Samuel A. White, 56, and Laselies A. Hylton, 64, both of Kingston, and Lovell Weller, 53, of Roseboro, N.C., were all sentenced to three years probation by Judge Lawrence Kahn in U.S. District Court in Albany.
White and Weller were also slapped with a $3,000 fine; Hylton was fined $1,000. All three were ordered to perform varying degrees of community service, authorities said.
Assistant U.S. Attorney Tina Sciocchetti said she had pushed for prison time for each of the suspects. Sciocchetti said the government had made no agreement with any of them for any further cooperation in the case.
Sciocchetti said federal sentencing guidelines are advisory, and that the judge was allowed to sentence the men from zero to 15 years in prison.
The suspects had faced a maximum of 15 years in prison for participating in the scheme discovered by authorities in 2000, when they arrested Donna Keefe, a teller. Keefe, who pleaded guilty that year to a felony charge of knowing and unlawful production and transfer of an identification document, is expected to be sentenced Oct. 29, Sciocchetti said.

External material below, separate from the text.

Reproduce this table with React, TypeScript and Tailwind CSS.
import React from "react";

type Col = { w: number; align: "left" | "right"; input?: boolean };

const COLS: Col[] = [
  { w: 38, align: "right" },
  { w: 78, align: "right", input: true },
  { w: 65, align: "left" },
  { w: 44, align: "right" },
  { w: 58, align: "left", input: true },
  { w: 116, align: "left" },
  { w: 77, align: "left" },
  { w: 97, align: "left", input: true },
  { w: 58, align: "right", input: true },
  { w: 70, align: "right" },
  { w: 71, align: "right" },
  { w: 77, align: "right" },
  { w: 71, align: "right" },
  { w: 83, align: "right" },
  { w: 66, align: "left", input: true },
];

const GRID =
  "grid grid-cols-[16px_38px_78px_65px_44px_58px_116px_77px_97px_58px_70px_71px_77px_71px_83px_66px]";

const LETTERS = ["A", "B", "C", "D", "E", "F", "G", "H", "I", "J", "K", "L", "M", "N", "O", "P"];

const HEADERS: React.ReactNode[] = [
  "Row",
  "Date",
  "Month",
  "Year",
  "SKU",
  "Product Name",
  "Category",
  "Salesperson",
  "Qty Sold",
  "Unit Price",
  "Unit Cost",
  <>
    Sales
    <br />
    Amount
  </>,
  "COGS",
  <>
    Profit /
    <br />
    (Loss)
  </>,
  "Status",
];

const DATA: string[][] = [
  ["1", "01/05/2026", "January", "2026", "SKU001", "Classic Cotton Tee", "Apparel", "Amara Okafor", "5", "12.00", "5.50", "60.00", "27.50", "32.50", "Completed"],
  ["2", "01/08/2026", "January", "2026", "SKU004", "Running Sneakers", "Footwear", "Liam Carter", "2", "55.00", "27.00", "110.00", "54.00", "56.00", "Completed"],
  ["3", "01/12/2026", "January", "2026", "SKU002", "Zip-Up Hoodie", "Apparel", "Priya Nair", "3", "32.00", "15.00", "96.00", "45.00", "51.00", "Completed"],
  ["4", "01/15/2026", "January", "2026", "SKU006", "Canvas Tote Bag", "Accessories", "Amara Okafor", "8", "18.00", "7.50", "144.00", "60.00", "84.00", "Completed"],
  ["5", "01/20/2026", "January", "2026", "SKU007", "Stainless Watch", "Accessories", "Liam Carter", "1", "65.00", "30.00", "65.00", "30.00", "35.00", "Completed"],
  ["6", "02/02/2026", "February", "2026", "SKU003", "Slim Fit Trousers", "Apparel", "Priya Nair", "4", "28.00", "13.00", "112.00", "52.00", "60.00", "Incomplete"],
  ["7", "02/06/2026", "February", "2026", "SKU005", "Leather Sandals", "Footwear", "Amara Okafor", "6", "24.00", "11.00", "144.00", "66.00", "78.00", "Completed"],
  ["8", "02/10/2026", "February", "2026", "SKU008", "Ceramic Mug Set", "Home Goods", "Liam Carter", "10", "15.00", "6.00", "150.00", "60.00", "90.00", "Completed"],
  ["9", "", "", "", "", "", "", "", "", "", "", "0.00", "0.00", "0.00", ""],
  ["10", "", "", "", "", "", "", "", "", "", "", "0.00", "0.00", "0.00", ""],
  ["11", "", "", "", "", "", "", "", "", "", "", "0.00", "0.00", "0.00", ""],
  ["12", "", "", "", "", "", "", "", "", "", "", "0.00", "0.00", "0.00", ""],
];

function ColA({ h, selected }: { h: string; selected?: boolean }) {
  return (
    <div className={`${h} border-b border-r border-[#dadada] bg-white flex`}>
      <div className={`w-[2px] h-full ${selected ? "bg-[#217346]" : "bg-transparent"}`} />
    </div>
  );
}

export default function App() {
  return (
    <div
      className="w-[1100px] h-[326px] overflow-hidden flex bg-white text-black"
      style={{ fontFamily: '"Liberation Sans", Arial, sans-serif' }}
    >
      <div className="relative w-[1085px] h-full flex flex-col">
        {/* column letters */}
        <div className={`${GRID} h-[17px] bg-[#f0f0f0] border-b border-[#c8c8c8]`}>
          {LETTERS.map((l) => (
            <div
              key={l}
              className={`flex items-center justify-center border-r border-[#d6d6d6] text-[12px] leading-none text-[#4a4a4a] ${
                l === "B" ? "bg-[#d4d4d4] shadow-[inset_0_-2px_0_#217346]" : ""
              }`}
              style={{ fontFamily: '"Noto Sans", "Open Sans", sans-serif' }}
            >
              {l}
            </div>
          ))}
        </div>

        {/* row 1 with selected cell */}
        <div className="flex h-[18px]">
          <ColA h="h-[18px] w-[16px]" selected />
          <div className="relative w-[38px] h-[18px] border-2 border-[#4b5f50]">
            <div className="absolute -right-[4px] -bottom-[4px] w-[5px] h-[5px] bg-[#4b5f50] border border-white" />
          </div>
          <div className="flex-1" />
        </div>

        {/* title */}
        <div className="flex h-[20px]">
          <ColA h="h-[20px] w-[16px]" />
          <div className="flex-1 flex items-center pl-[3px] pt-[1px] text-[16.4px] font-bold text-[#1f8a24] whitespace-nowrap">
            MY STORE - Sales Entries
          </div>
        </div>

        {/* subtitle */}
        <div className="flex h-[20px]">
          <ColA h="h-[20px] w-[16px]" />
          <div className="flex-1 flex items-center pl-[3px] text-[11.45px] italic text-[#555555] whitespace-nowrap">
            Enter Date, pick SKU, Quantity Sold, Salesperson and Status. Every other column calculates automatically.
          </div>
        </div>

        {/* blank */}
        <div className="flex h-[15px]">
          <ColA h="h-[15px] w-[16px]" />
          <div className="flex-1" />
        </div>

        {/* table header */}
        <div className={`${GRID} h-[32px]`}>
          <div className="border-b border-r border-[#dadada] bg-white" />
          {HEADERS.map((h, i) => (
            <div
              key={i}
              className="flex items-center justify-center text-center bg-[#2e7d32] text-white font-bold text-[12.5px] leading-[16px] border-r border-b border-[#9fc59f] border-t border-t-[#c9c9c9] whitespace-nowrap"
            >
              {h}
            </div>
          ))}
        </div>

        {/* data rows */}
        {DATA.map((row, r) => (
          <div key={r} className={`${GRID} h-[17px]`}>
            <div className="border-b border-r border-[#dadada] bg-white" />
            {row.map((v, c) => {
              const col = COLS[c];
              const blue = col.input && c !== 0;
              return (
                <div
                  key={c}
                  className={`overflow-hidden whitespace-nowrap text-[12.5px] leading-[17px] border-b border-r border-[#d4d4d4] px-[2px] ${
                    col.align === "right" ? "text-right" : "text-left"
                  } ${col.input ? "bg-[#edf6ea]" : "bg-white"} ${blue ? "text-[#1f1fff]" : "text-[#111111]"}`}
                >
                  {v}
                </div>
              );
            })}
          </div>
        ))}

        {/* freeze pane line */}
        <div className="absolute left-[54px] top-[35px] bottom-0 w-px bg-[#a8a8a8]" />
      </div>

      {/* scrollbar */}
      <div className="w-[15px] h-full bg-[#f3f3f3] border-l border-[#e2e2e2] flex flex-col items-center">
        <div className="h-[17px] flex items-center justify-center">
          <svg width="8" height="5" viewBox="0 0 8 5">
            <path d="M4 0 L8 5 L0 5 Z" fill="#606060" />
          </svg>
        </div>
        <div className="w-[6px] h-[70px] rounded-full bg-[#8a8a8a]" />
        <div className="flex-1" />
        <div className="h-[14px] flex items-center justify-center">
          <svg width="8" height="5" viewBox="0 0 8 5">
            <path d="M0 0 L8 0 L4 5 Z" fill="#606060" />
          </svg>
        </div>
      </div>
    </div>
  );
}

Another teller, Jeanne P. Riggins, 53, of Kingston, was also charged with accepting bribes to produce driver's licenses for illegal aliens. She was sentenced to three years probation earlier this month, Sciocchetti said. Riggins could have received up to 15 years in prison.

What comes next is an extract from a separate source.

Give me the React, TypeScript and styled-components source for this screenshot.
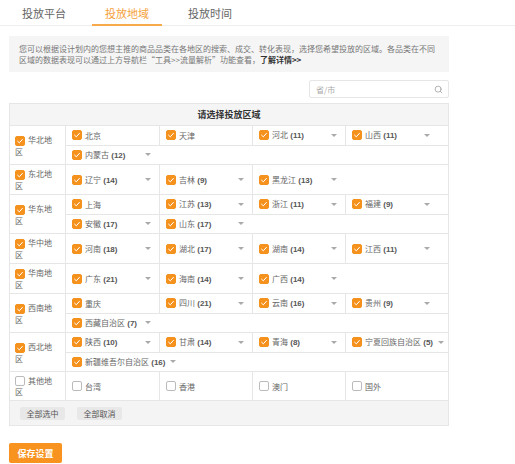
import * as React from "react";
import styled, { createGlobalStyle } from "styled-components";
import { Search } from "lucide-react";

type Province = { name: string; count?: number };
type Region = { name: string; checked: boolean; provinces: Province[] };

const regions: Region[] = [
  {
    name: "华北地区",
    checked: true,
    provinces: [
      { name: "北京" },
      { name: "天津" },
      { name: "河北", count: 11 },
      { name: "山西", count: 11 },
      { name: "内蒙古", count: 12 },
    ],
  },
  {
    name: "东北地区",
    checked: true,
    provinces: [
      { name: "辽宁", count: 14 },
      { name: "吉林", count: 9 },
      { name: "黑龙江", count: 13 },
    ],
  },
  {
    name: "华东地区",
    checked: true,
    provinces: [
      { name: "上海" },
      { name: "江苏", count: 13 },
      { name: "浙江", count: 11 },
      { name: "福建", count: 9 },
      { name: "安徽", count: 17 },
      { name: "山东", count: 17 },
    ],
  },
  {
    name: "华中地区",
    checked: true,
    provinces: [
      { name: "河南", count: 18 },
      { name: "湖北", count: 17 },
      { name: "湖南", count: 14 },
      { name: "江西", count: 11 },
    ],
  },
  {
    name: "华南地区",
    checked: true,
    provinces: [
      { name: "广东", count: 21 },
      { name: "海南", count: 14 },
      { name: "广西", count: 14 },
    ],
  },
  {
    name: "西南地区",
    checked: true,
    provinces: [
      { name: "重庆" },
      { name: "四川", count: 21 },
      { name: "云南", count: 16 },
      { name: "贵州", count: 9 },
      { name: "西藏自治区", count: 7 },
    ],
  },
  {
    name: "西北地区",
    checked: true,
    provinces: [
      { name: "陕西", count: 10 },
      { name: "甘肃", count: 14 },
      { name: "青海", count: 8 },
      { name: "宁夏回族自治区", count: 5 },
      { name: "新疆维吾尔自治区", count: 16 },
    ],
  },
  {
    name: "其他地区",
    checked: false,
    provinces: [
      { name: "台湾" },
      { name: "香港" },
      { name: "澳门" },
      { name: "国外" },
    ],
  },
];

const chunk = (list: Province[], size: number) => {
  const rows: Province[][] = [];
  for (let i = 0; i < list.length; i += size) rows.push(list.slice(i, i + size));
  return rows;
};

const Check = ({ checked }: { checked: boolean }) => (
  <Box $checked={checked}>
    {checked && (
      <svg width="8" height="8" viewBox="0 0 8 8">
        <polyline
          points="1.6,4.2 3.3,5.8 6.4,2.4"
          fill="none"
          stroke="#fff"
          strokeWidth="1"
          strokeLinecap="round"
          strokeLinejoin="round"
        />
      </svg>
    )}
  </Box>
);

const App = () => {
  return (
    <>
      <GlobalStyle />
      <Page>
        <Tabs>
          <Tab>投放平台</Tab>
          <Tab $active>投放地域</Tab>
          <Tab>投放时间</Tab>
        </Tabs>
        <Content>
          <Notice>
            您可以根据设计划内的您想主推的商品品类在各地区的搜索、成交、转化表现，选择您希望投放的区域。各品类在不同
            <br />
            区域的数据表现可以通过上方导航栏“工具&gt;&gt;流量解析”功能查看，
            <strong>了解详情&gt;&gt;</strong>
          </Notice>
          <SearchRow>
            <SearchBox>
              <SearchInput placeholder="省/市" />
              <Search size={9} color="#999" strokeWidth={2} />
            </SearchBox>
          </SearchRow>
          <Table>
            <TableHead>请选择投放区域</TableHead>
            {regions.map((region) => (
              <RegionRow key={region.name}>
                <RegionCell>
                  <RegionName>
                    <Check checked={region.checked} />
                    {region.name}
                  </RegionName>
                </RegionCell>
                <ProvinceArea>
                  {chunk(region.provinces, 4).map((row, i) => (
                    <ProvinceRow key={i}>
                      {row.map((p) => (
                        <ProvinceCell key={p.name}>
                          <Check checked={region.checked} />
                          <Label>
                            {p.name}
                            {p.count !== undefined && <Count> ({p.count})</Count>}
                          </Label>
                          {p.count !== undefined && <Caret />}
                        </ProvinceCell>
                      ))}
                    </ProvinceRow>
                  ))}
                </ProvinceArea>
              </RegionRow>
            ))}
            <TableFoot>
              <GreyButton>全部选中</GreyButton>
              <GreyButton>全部取消</GreyButton>
            </TableFoot>
          </Table>
          <SaveButton>保存设置</SaveButton>
        </Content>
      </Page>
    </>
  );
};

export default App;

const GlobalStyle = createGlobalStyle`
  body {
    margin: 0;
    background: #fff;
    font-family: "Noto Sans CJK SC", "Noto Sans", sans-serif;
  }
`;

const Page = styled.div`
  width: 515px;
  height: 464px;
  overflow: hidden;
`;

const Tabs = styled.div`
  display: flex;
  gap: 13px;
  height: 25px;
  padding-left: 9px;
  border-bottom: 1px solid #eeeeee;
`;

const Tab = styled.div<{ $active?: boolean }>`
  width: 70px;
  display: flex;
  align-items: center;
  justify-content: center;
  font-size: 11px;
  color: ${(p) => (p.$active ? "#f5a13a" : "#666")};
  border-bottom: 2px solid ${(p) => (p.$active ? "#f6aa4c" : "transparent")};
  margin-bottom: -1px;
  padding-top: 1px;
  box-sizing: border-box;
`;

const Content = styled.div`
  width: 440px;
  margin-left: 9px;
  padding-top: 10px;
`;

const Notice = styled.div`
  background: #f5f5f5;
  padding: 7px 10px;
  font-size: 8px;
  line-height: 11px;
  color: #777;
  white-space: nowrap;

  strong {
    color: #333;
    font-weight: 700;
  }
`;

const SearchRow = styled.div`
  display: flex;
  justify-content: flex-end;
  margin-top: 8px;
`;

const SearchBox = styled.div`
  width: 140px;
  height: 18px;
  box-sizing: border-box;
  border: 1px solid #e6e6e6;
  border-radius: 2px;
  display: flex;
  align-items: center;
  padding: 0 5px 0 6px;
`;

const SearchInput = styled.input`
  flex: 1;
  min-width: 0;
  border: none;
  outline: none;
  padding: 0;
  font-size: 8px;
  font-family: inherit;
  color: #333;
  background: transparent;

  &::placeholder {
    color: #aaa;
  }
`;

const Table = styled.div`
  margin-top: 5px;
  border: 1px solid #e6e6e6;
`;

const TableHead = styled.div`
  height: 21px;
  background: #f5f5f5;
  border-bottom: 1px solid #e6e6e6;
  display: flex;
  align-items: center;
  justify-content: center;
  font-size: 9px;
  font-weight: 700;
  color: #333;
`;

const RegionRow = styled.div`
  display: grid;
  grid-template-columns: 56px 1fr;
  border-bottom: 1px solid #e6e6e6;
`;

const RegionCell = styled.div`
  display: flex;
  align-items: center;
  padding: 3px 10px 3px 5px;
  border-right: 1px solid #e6e6e6;
  box-sizing: border-box;
`;

const RegionName = styled.div`
  font-size: 8px;
  line-height: 11px;
  color: #666;
`;

const ProvinceArea = styled.div`
  display: flex;
  flex-direction: column;
`;

const ProvinceRow = styled.div`
  flex: 1;
  display: flex;
  min-height: 18.5px;

  & + & {
    border-top: 1px solid #e6e6e6;
  }
`;

const ProvinceCell = styled.div`
  width: 93px;
  flex-shrink: 0;
  box-sizing: border-box;
  display: flex;
  align-items: center;
  padding: 0 8px 0 6px;
  font-size: 8px;
  color: #666;
  white-space: nowrap;

  & + & {
    border-left: 1px solid #e6e6e6;
  }
`;

const Box = styled.span<{ $checked: boolean }>`
  display: inline-flex;
  align-items: center;
  justify-content: center;
  flex-shrink: 0;
  width: 10px;
  height: 10px;
  box-sizing: border-box;
  border-radius: 2px;
  margin-right: 3px;
  background: ${(p) => (p.$checked ? "#f5921e" : "#fff")};
  border: 1px solid ${(p) => (p.$checked ? "#f5921e" : "#bbb")};
  vertical-align: -2px;
`;

const Label = styled.span`
  line-height: 11px;
  margin-right: 5px;
`;

const Count = styled.span`
  font-weight: 700;
  color: #555;
  font-family: "Liberation Sans", "Noto Sans CJK SC", sans-serif;
`;

const Caret = styled.span`
  margin-left: auto;
  flex-shrink: 0;
  width: 0;
  height: 0;
  border-left: 3px solid transparent;
  border-right: 3px solid transparent;
  border-top: 3px solid #aaa;
`;

const TableFoot = styled.div`
  height: 24px;
  background: #f4f4f4;
  display: flex;
  align-items: center;
  gap: 12px;
  padding-left: 10px;
`;

const GreyButton = styled.button`
  height: 13px;
  width: 45px;
  padding: 0;
  border: none;
  border-radius: 2px;
  background: #e8e8e8;
  color: #555;
  font-size: 8px;
  font-family: inherit;
  line-height: 13px;
`;

const SaveButton = styled.button`
  margin-top: 17px;
  width: 53px;
  height: 20px;
  padding: 0;
  border: none;
  border-radius: 2px;
  background: #f7931e;
  color: #fff;
  font-size: 9px;
  font-weight: 700;
  font-family: inherit;
`;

Two others, Cargill Lawrence of New York City and Delrine Campbell of New Jersey, have also been sentenced for crimes in connection with receiving licenses. Lawrence, jailed on the charge for four months, was sentenced to time served, Sciocchetti said. Campbell received one year probation and a substantial amount of community service, the attorney said.
The cases all stem from an investigation that started in 2000 when authorities learned that Keefe illegally issued licenses to people she knew had suspended driving privileges.
In 2002, investigators discovered Keefe had unlawfully produced licenses for 30 to 40 Indian and Middle Eastern "non-U.S. citizens" from the New York and New Jersey area during her employment from 1995 to 2000. Those issued licenses had been referred to Keefe through at least two brokers in the Kingston area, Middle Easterners who paid Keefe hundreds of dollars for each application that she falsified and submitted to the Department of Motor Vehicles.
In 2003, federal authorities charged Riggins.
White, Hylton, and Weller acted as brokers who directed Jamaican illegal aliens to Riggins, authorities said. Riggins was paid an average of $500, a portion of which she shared with the referring broker. Authorities said the conspirators illegally produced at least 42 driver's licenses and shared at least $21,000 in profits.